Sorry for the random thoughts, but I hope that some of them help.


----------



## Thumper (Mar 23, 2013)

just curious, had/has she been texting a lot? at odd hours/late? did you check the history on your home computer? More and more cell calls? do you have access to your cell phone records, see if any numbers don't come to mind? This whole process usually starts with an emotional affair, meaning someone giving her the attention you weren't. These quickly escalate up to a physical affair. Check if you can, cause if that's whats happening, save yourself the trouble and move on now.


----------



## depressedguy77 (Apr 22, 2013)

Thanks everyone, helpful posts. I'll have a read of those books.

Re: affair, I'm pretty certain for a variety of reasons that this is not the case.


----------



## Voltaire (Feb 5, 2013)

depressedguy77 said:


> Re: affair, I'm pretty certain for a variety of reasons that this is not the case.


I'm sorry to say it, but so are most people. But affairs do happen and most betrayed spouses are very trusting and don't suspect a thing.

Also don't underestimate the power or significance of an Emotional Affair - that shoulder to cry on can become very addictive, and thoughts can very quickly turn to a more sexual nature. 

One last thought for you - why not tell some people at church what is going on? Not only will they be a great source of support - what you need right now - but they might also be helpful in getting your wife to see what she is throwing away. Do not, however, try to get people to take sides.


----------



## depressedguy77 (Apr 22, 2013)

Hi Voltaire - thanks for your message, I understand your point.

We're going to have a chat with the pastor and explain the situation.


----------



## depressedguy77 (Apr 22, 2013)

Spoken to the pastour - we're going to meet with him and his wife in a weeks time. My wife was hardly keen tho.

Not sure how to cope day to day. Can't concentrate on anything.


----------



## northland (Apr 13, 2012)

depressedguy77 said:


> Re: affair, I'm pretty certain for a variety of reasons that this is not the case.


What reasons?

Besides the fact that you don't want to believe that she's having an affair?


----------



## depressedguy77 (Apr 22, 2013)

Well I asked her for one thing. Short of hiring a private investigator I've investigated as far as I think is appropriate. Fundamentally I trust her.


----------



## Conrad (Aug 6, 2010)

depressedguy77 said:


> Well I asked her for one thing. Short of hiring a private investigator I've investigated as far as I think is appropriate. Fundamentally I trust her.
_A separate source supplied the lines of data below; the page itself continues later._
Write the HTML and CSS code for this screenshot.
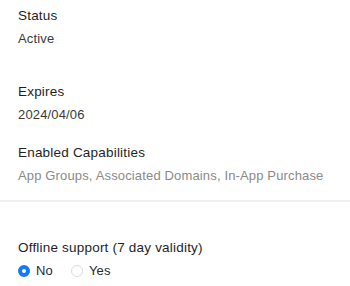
FILE: index.html
```html
<!DOCTYPE html>
<html>
<head>
<meta charset="utf-8">
<link rel="stylesheet" href="styles.css">
</head>
<body>
<div class="page">
  <section class="info">
    <div class="field field-status">
      <div class="label">Status</div>
      <div class="value">Active</div>
    </div>
    <div class="field field-expires">
      <div class="label">Expires</div>
      <div class="value">2024/04/06</div>
    </div>
    <div class="field field-caps">
      <div class="label">Enabled Capabilities</div>
      <div class="value muted">App Groups, Associated Domains, In-App Purchase</div>
    </div>
  </section>
  <hr class="divider">
  <section class="offline">
    <div class="label">Offline support (7 day validity)</div>
    <div class="radios">
      <label class="radio checked"><span class="dot"></span><span>No</span></label>
      <label class="radio"><span class="dot"></span><span>Yes</span></label>
    </div>
  </section>
</div>
</body>
</html>
```
FILE: styles.css
```css
html, body {
  margin: 0;
  padding: 0;
  background: #ffffff;
}
body {
  font-family: "Liberation Sans", Arial, sans-serif;
  font-size: 13px;
  letter-spacing: 0.15px;
  color: #1f1f1f;
}
.page {
  display: flex;
  flex-direction: column;
}
.info {
  padding: 6px 18px 0;
  display: flex;
  flex-direction: column;
}
.field {
  display: flex;
  flex-direction: column;
  gap: 3px;
}
.label, .value {
  line-height: 20px;
  white-space: nowrap;
}
.label {
  font-size: 13.5px;
  letter-spacing: 0.2px;
}
.value {
  color: #3a3a3a;
}
.value.muted {
  color: #8a8a8a;
}
.field-expires {
  margin-top: 33px;
}
.field-caps {
  margin-top: 18px;
}
.divider {
  border: none;
  height: 2px;
  background: #efefef;
  margin: 14px 0 0;
}
.offline {
  padding: 36px 18px 0;
  display: flex;
  flex-direction: column;
  gap: 3px;
}
.radios {
  display: flex;
  gap: 18px;
  line-height: 20px;
}
.radio {
  display: flex;
  align-items: center;
  gap: 6px;
  color: #2a2a2a;
}
.dot {
  width: 10px;
  height: 10px;
  border-radius: 50%;
  border: 1px solid #dcdcdc;
  background: #fff;
  box-sizing: content-box;
}
.radio.checked .dot {
  width: 4px;
  height: 4px;
  border: 4px solid #1677ff;
}
```
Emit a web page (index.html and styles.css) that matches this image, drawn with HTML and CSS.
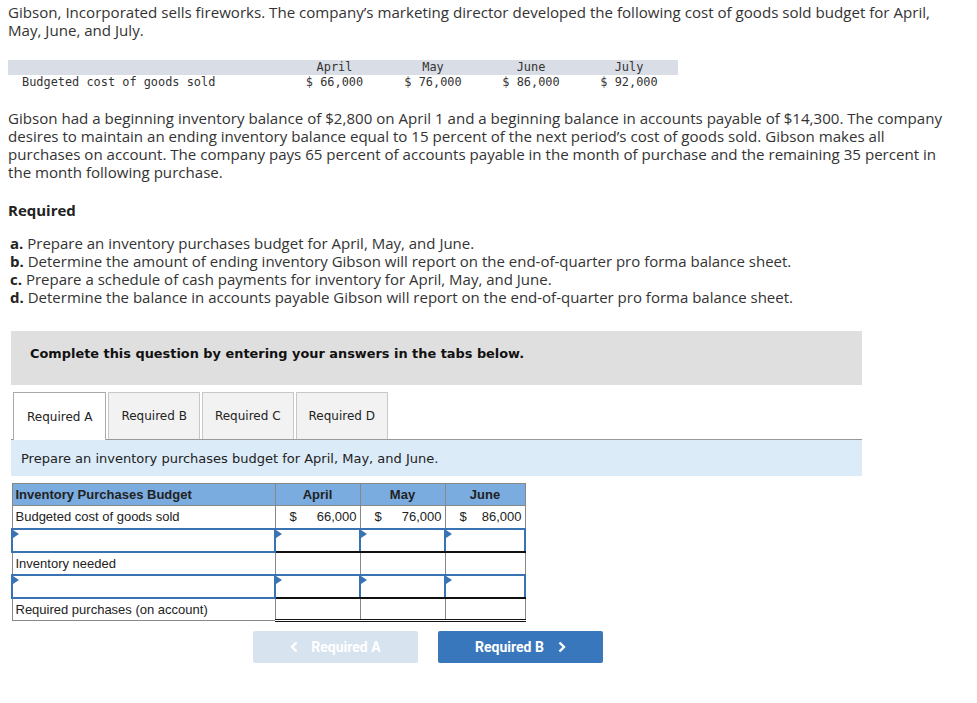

People who are cheating never own it.

100% ironclad rule.


----------



## depressedguy77 (Apr 22, 2013)

I see your point. But I have to trust her on this one I think.


----------



## Conrad (Aug 6, 2010)

depressedguy77 said:


> I see your point. But I have to trust her on this one I think.


Trust but verify


----------



## GutPunch (Nov 2, 2012)

Conrad said:


> Trust but verify


Absolute necessity. 

Can't give advice until this possibility
is eliminated. The advice varies depending
on this.
_Posted via Mobile Device_


----------



## northland (Apr 13, 2012)

depressedguy77 said:


> Well I asked her for one thing.


You don't believe she's cheating because you asked her and she denied it.

That's not a reason.


----------



## Chuck71 (Nov 5, 2012)

Get a VAR and slip it under her drivers seat.

Get a keylogger.

Check credit card receipts.

Check phone records.

IF she had a EA/PA would that be your final straw?

if she did not, simple peace of mind and you can decide next step


----------